To assist modular programming, a language must provide good glue. Functional programming languages provide two new kinds of glue - higher-order functions and lazy evaluation.



On higher-order functions he says:

.....functional languages allow functions which are indivisible in conventional programming languages to be expressed as a combination of parts - a general higher order function and some particular specialising functions. Once defined, such higher order functions allow many operations to be programmed very easily. Whenever a new datatype is defined higher order functions should be written for processing it. This makes manipulating the datatype easy, and also localises knowledge about the details of its representation. The best analogy with conventional programming is with extensible languages - it is as though the programming language can be extended with new control structures whenever desired.



On Lazy evaluation he says:

The other new kind of glue that functional languages provide enables whole programs to be glued together. Recall that a complete functional program is just a function from its input to its output. If f and g are such programs, then (g . f ) is a program which, when applied to its input, computes

g (f input)

The program f computes its output which is used as the input to program g. This might be implemented conventionally by storing the output from f in a temporary file. The problem with this is that the temporary file might occupy so much memory that it is impractical to glue the programs together in this way. Functional languages provide a solution to this problem. The two programs f and g are run together in strict synchronisation. F is only started once g tries to read some input, and only runs for long enough to deliver the output g is trying to read. Then f is suspended and g is run until it tries to read another input. As an added bonus, if g terminates without reading all of f ’s output then f is aborted. F can even be a non-terminating program, producing an infinite amount of output, since it will be terminated forcibly as soon as g is finished. This allows termination conditions to be separated from loop bodies - a powerful modularisation.

Since this method of evaluation runs f as little as possible, it is called “lazy evaluation”. It makes it practical to modularise a program as a generator which constructs a large number of possible answers, and a selector which chooses the appropriate one. While some other systems allow programs to be run together in this manner, only functional languages use lazy evaluation uniformly for every function call, allowing any part of a program to be modularised in this way. Lazy evaluation is perhaps the most powerful tool for modularisation in the functional programmer’s repertoire.



You can read the whole paper: Why Functional Programming Matters

Friday, February 6, 2009

pure, side effect, types, and Computation....

A friend (a purist one!) was arguing that a purely functional programming paradigm is not useful in real life. His point was that a pure functional language means no side effect. Without side effect there is not much a software can do. Simon Peyton Jones, one of the gurus of the Haskell, had an interesting comment in that a computer program that has no side effect is essentially a heater! As it generates heat and no real useful work.

So what is the disconnect? It has to do with a type systems and the scope of your types (essentially what are you typing in your system?)

Lets start from Assembly programming. In an assembly language program any instruction can read/write from/to any address in its space. To understand the code (as in debugging it) you need to go line by line and make sure you understand the side effects in each instruction.
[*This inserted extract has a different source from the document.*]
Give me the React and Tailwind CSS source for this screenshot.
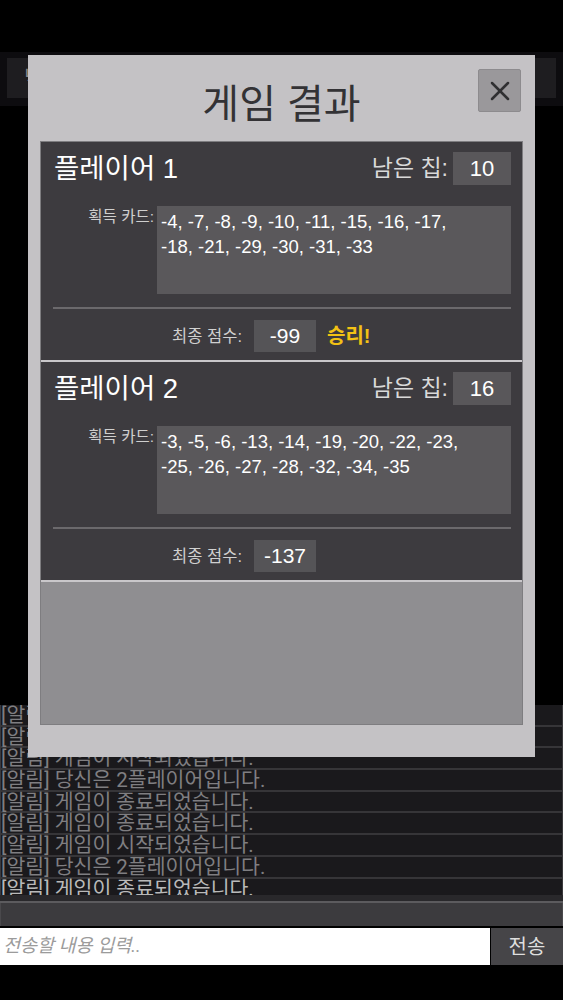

High-level languages improved on this. For instance in a C program (or Java), you know the types of the input and output to/from your function (or method). The key point to realize is that the type of input/output doesn't say anything as to what the method will (or will not) cause when it is invoked. For instance, if a method takes two integer and returns another integer (as in add), you don't know if the invocation of the method would create any side effects on the file system. The best you can do is to look at the program's (or Class) include (or imports). For instance a class that doesn't import the file system classes (directly or indirectly) then its methods would not have any side effects or dependency in the file system.

Then comes Dependency Injection to solve the problem in Object oriented model. Dependency Injection allowed you to abstract out your object's external dependencies into an interface that would get injected at run time into the class.. It is an improvement on the base Object Oriented model. But on a given method invocation, you still didn't know what would happen. At least there is nothing in the compiler that you can count on to ensure the dependencies. So for example, a call to a method1 on a class can influence a subsequent call to method2 of the class. You would not have any idea about such backdoor connections. With good programing practices you can get by. But when you are thinking about testing, reuse or sharing of code this kind of issues always creep in.
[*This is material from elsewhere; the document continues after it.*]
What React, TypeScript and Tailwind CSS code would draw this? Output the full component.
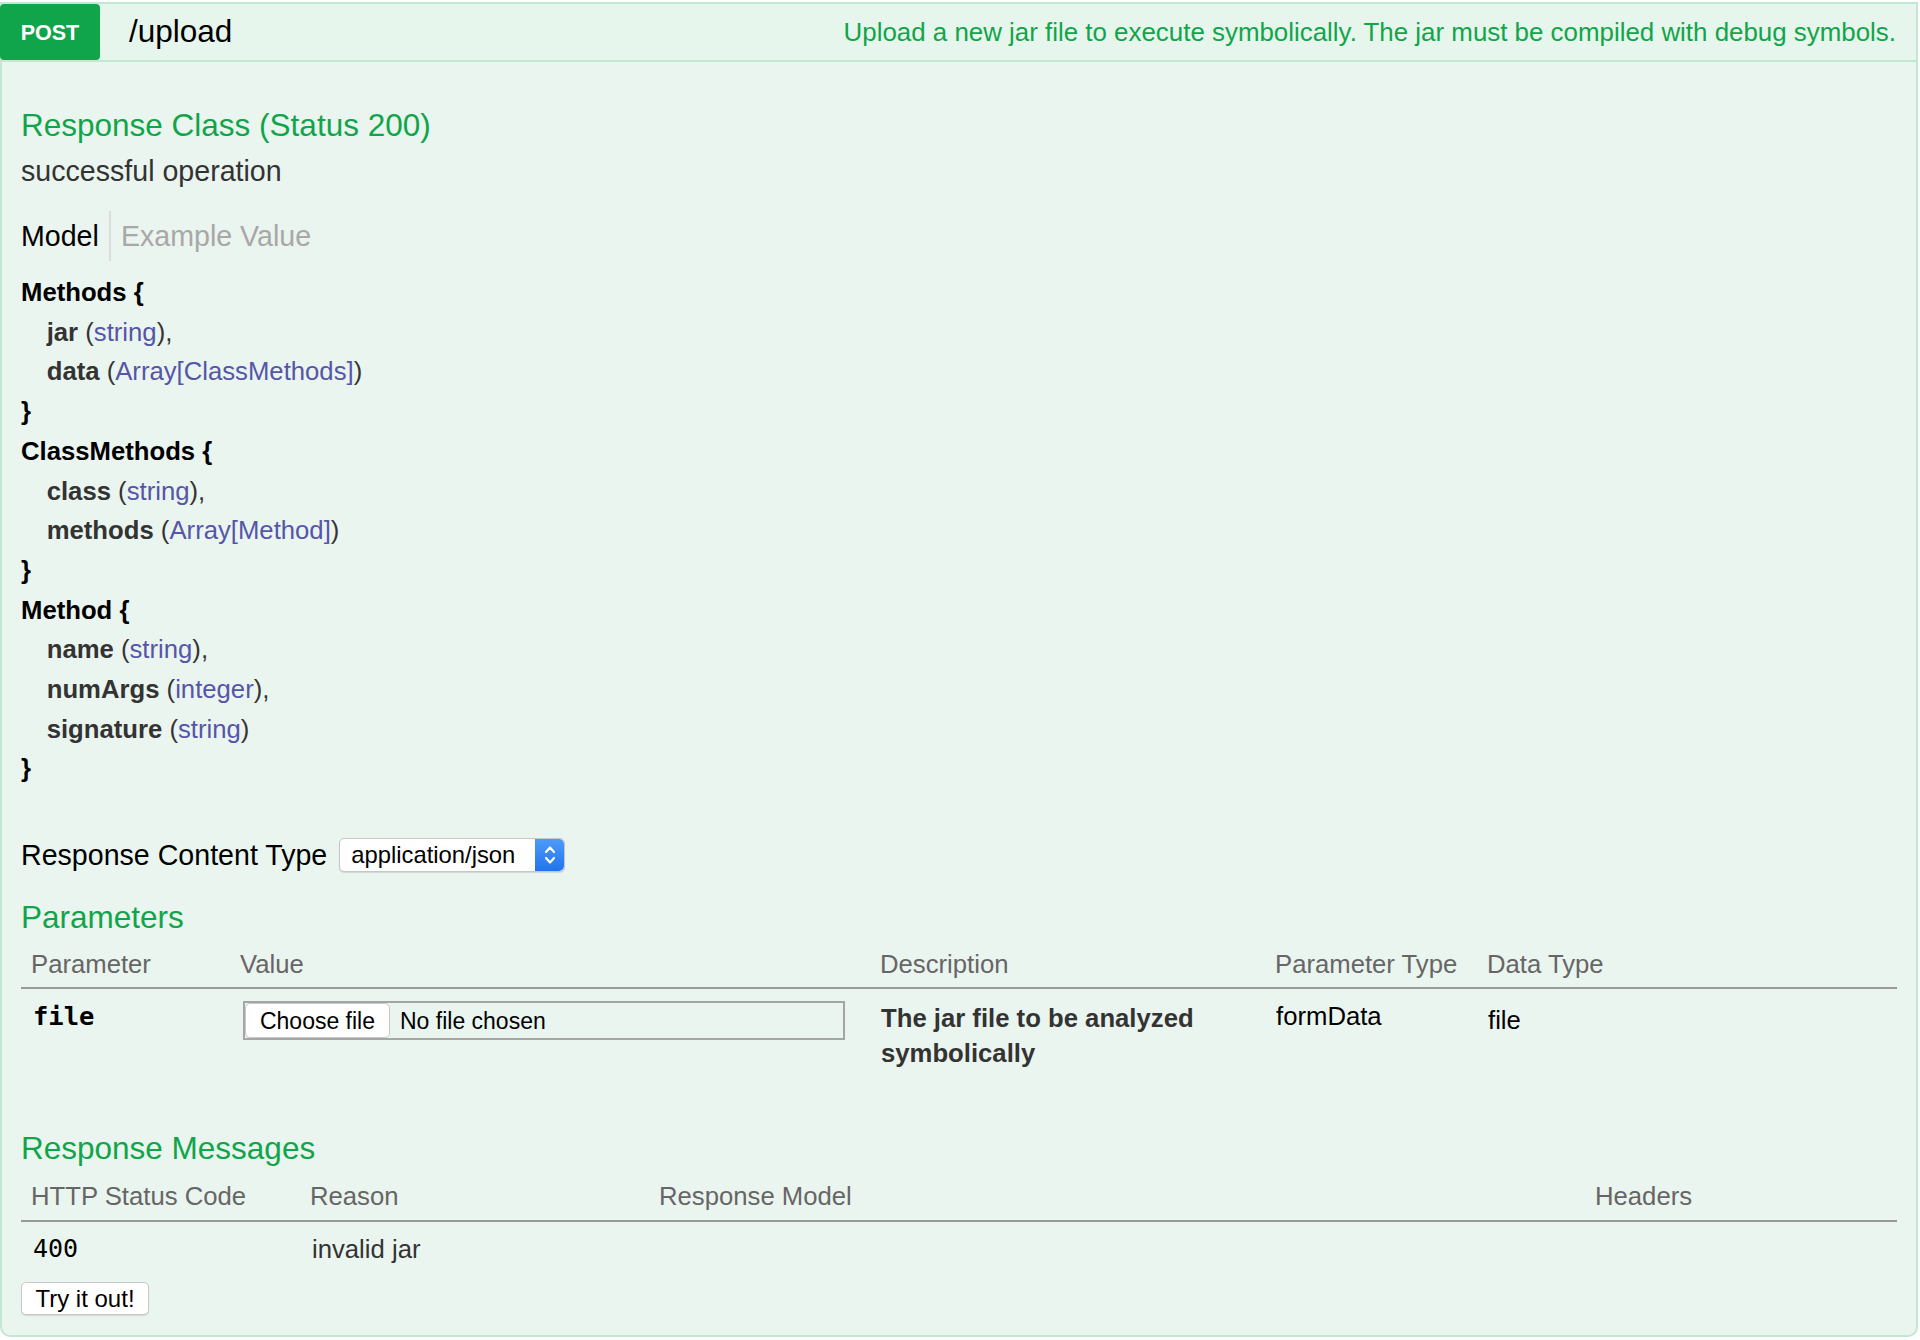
import React from "react";

type Model = { name: string; props: [string, string][] };

const models: Model[] = [
  { name: "Methods", props: [["jar", "string"], ["data", "Array[ClassMethods]"]] },
  { name: "ClassMethods", props: [["class", "string"], ["methods", "Array[Method]"]] },
  { name: "Method", props: [["name", "string"], ["numArgs", "integer"], ["signature", "string"]] },
];

const ModelSignature = () => (
  <div className="mt-[12px] text-[25.7px] leading-[39.7px] text-[#333]">
    {models.map((m) => (
      <div key={m.name}>
        <div className="font-bold text-black">{m.name} {"{"}</div>
        {m.props.map(([key, type], i) => (
          <div key={key} className="pl-[25.7px]">
            <span className="font-bold">{key}</span> (
            <span className="text-[#5555aa]">{type}</span>)
            {i < m.props.length - 1 && ","}
          </div>
        ))}
        <div className="font-bold text-black">{"}"}</div>
      </div>
    ))}
  </div>
);

const SelectBox = () => (
  <div className="flex h-[34px] w-[226px] items-stretch rounded-[5px] border border-[#c6c6c6] bg-white shadow-[0_1px_1px_rgba(0,0,0,0.12)]">
    <div className="flex flex-1 items-center pl-[11px] text-[23.8px] text-black">application/json</div>
    <div className="flex w-[29px] items-center justify-center rounded-r-[5px] bg-gradient-to-b from-[#4d9bf8] to-[#1f73ee]">
      <svg width="14" height="24" viewBox="0 0 14 24" fill="none" stroke="white" strokeWidth="2.2" strokeLinecap="round" strokeLinejoin="round">
        <path d="M3 9 L7 4.5 L11 9" />
        <path d="M3 15 L7 19.5 L11 15" />
      </svg>
    </div>
  </div>
);

const FileInput = () => (
  <div className="ml-[3px] flex h-[39px] w-[602px] items-center border-2 border-[#a5a5a5] text-[23px] text-black">
    <div className="flex h-[35px] w-[145px] items-center justify-center rounded-[5px] border border-[#c8c8c8] bg-white">
      Choose file
    </div>
    <span className="ml-[10px]">No file chosen</span>
  </div>
);

export default function App() {
  return (
    <div className="min-h-screen bg-white pt-[2px] pr-[2px] font-['Liberation_Sans',Arial,sans-serif] text-[28.6px]">
      {/* heading bar */}
      <div className="flex h-[60px] items-center border-t-2 border-r-2 border-b-2 border-[#c3e8d1] bg-[#e7f6ec]">
        <div className="flex h-[56px] w-[100px] items-center justify-center rounded-[4px] bg-[#10a54a] pt-[2px] text-[21.5px] font-bold text-white">
          POST
        </div>
        <div className="ml-[29px] text-[31.5px] text-black">/upload</div>
        <div className="ml-auto pr-[20px] text-[25.9px] text-[#10a54a]">
          Upload a new jar file to execute symbolically. The jar must be compiled with debug symbols.
        </div>
      </div>

      {/* operation body */}
      <div className="rounded-b-[10px] border-r-2 border-b-2 border-l-2 border-[#c3e8d1] bg-[#ebf5ef] px-[19px] pt-[43px] pb-[20px]">
        <h4 className="h-[40px] text-[31.5px] leading-[40px] text-[#10a54a]">Response Class (Status 200)</h4>
        <div className="mt-[8px] h-[36px] leading-[36px] text-[#333]">successful operation</div>

        <div className="mt-[22px] flex h-[50px] items-center">
          <span className="pr-[10px] text-black">Model</span>
          <span className="h-full w-[2px] bg-[#dcdcdc]" />
          <span className="pl-[10px] text-[#a8a8a8]">Example Value</span>
        </div>

        <ModelSignature />

        <div className="mt-[49px] flex h-[34px] items-center gap-[12px]">
          <span className="text-black">Response Content Type</span>
          <SelectBox />
        </div>

        <h4 className="mt-[25px] h-[40px] text-[31.5px] leading-[40px] text-[#10a54a]">Parameters</h4>
        <div className="text-[25.7px]">
          <div className="grid grid-cols-[209px_640px_395px_212px_1fr] border-b-2 border-[#999] pt-[9px] pb-[5px] leading-[36px] text-[#666]">
            <div className="pl-[10px]">Parameter</div>
            <div className="pl-[10px]">Value</div>
            <div className="pl-[10px]">Description</div>
            <div className="pl-[10px]">Parameter Type</div>
            <div className="pl-[10px]">Data Type</div>
          </div>
          <div className="grid grid-cols-[209px_640px_395px_212px_1fr] pt-[12px] pb-[10px] leading-[30px] text-black">
            <div className="pl-[12px] font-['DejaVu_Sans_Mono',Menlo,monospace] text-[25.5px] font-bold">file</div>
            <div className="pl-[10px]">
              <FileInput />
            </div>
            <div className="pr-[10px] pl-[11px] leading-[35px] font-bold text-[#333]">
              The jar file to be analyzed symbolically
            </div>
            <div className="pl-[11px]">formData</div>
            <div className="pt-[4px] pl-[11px]">file</div>
          </div>
        </div>

        <h4 className="mt-[47px] h-[40px] text-[31.5px] leading-[40px] text-[#10a54a]">Response Messages</h4>
        <div className="text-[25.7px]">
          <div className="grid grid-cols-[279px_349px_936px_1fr] border-b-2 border-[#999] pt-[10px] pb-[6px] leading-[36px] text-[#666]">
            <div className="pl-[10px]">HTTP Status Code</div>
            <div className="pl-[10px]">Reason</div>
            <div className="pl-[10px]">Response Model</div>
            <div className="pl-[10px]">Headers</div>
          </div>
          <div className="grid grid-cols-[279px_349px_936px_1fr] pt-[12px] leading-[30px] text-[#333]">
            <div className="pl-[12px] font-['DejaVu_Sans_Mono',Menlo,monospace] text-[25px] text-black">400</div>
            <div className="pl-[12px]">invalid jar</div>
            <div />
            <div />
          </div>
        </div>

        <button className="mt-[18px] flex h-[33px] w-[128px] items-center justify-center rounded-[5px] border border-[#c8c8c8] bg-white text-[24px] text-black shadow-[0_1px_1px_rgba(0,0,0,0.12)]">
          Try it out!
        </button>
      </div>
    </div>
  );
}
Clearly some languages do away with types all together. But here we are talking about cases where (for whatever reason) you want to have a type system. What is interesting is that in languages that do have type system, the types of the input and output is not enough to be able to make sense of the code (as in maintain it, share it, or write unit tests for it, etc).


If instead of typing the input/out you actually type the computation then you can get lot out of your typing system. Take for instance the saying: life is not a destination, it is journey. In C/Java/etc life is a destination. All you care about is the type of the returned data. In typing the computation it is all about the journey. But how is that different?

Let say your kids are going on a summer trip with their school. What is important to you? Do you just care that they reach their destination or are you also concern about the type of activities that they would experience along the way? For instance, you want to know if they serve alcohol in the trip or not. If kids are going on the trip, then may be you want to find alternatives. If adults are going for the spring break, well that may be the thing you are looking for.

The key is that you don't want to forbid or encourage alcohol consumption (side effects) just that you want to make sure the type of the journey (the computation) matches your requirements as in destination AND journey. You want to know all the effects and not just the return value. After all, if you want a type system, why should you just stop at the return values?

In Haskell, the type of the function is not just the return value, it is the type of computation (journey). That is the key concept. Of course the type of the return value would also be included in the type of computation. Furthermore, there are cleaver ways to take a computation and define as abstract type (similar to template programming C++ or Generics in Java) where the actual type of the return value depends on the invocation of the computation (based on other parameters). If there are any side effects it would also show up on your type system. You have full disclosure, or specification. Modeling IO is an interesting example of using type system to fully define computations with side effect. The IO Inside article might be a good start to get more details.

To sum it up, in a pure functional language you don't want to avoid side effects. You just want to know the computational models that do generate side effect and use them accordingly. The beauty of it is that the compiler ensures that a computation would not violate its computational contract.

Knowing the computation's type (as oppose to just its return value) is quite beneficial. It like the dependency injected but at function level. Hence, the type signature can be used to perform automatic testing of the functions. Furthermore, the caller can control the various aspect of the computation. For instance, lets say the computation signature indicates that the computation generates log messages. The caller can call the function with its own logging implementation in the computation, which sounds awfully like Aspects programming.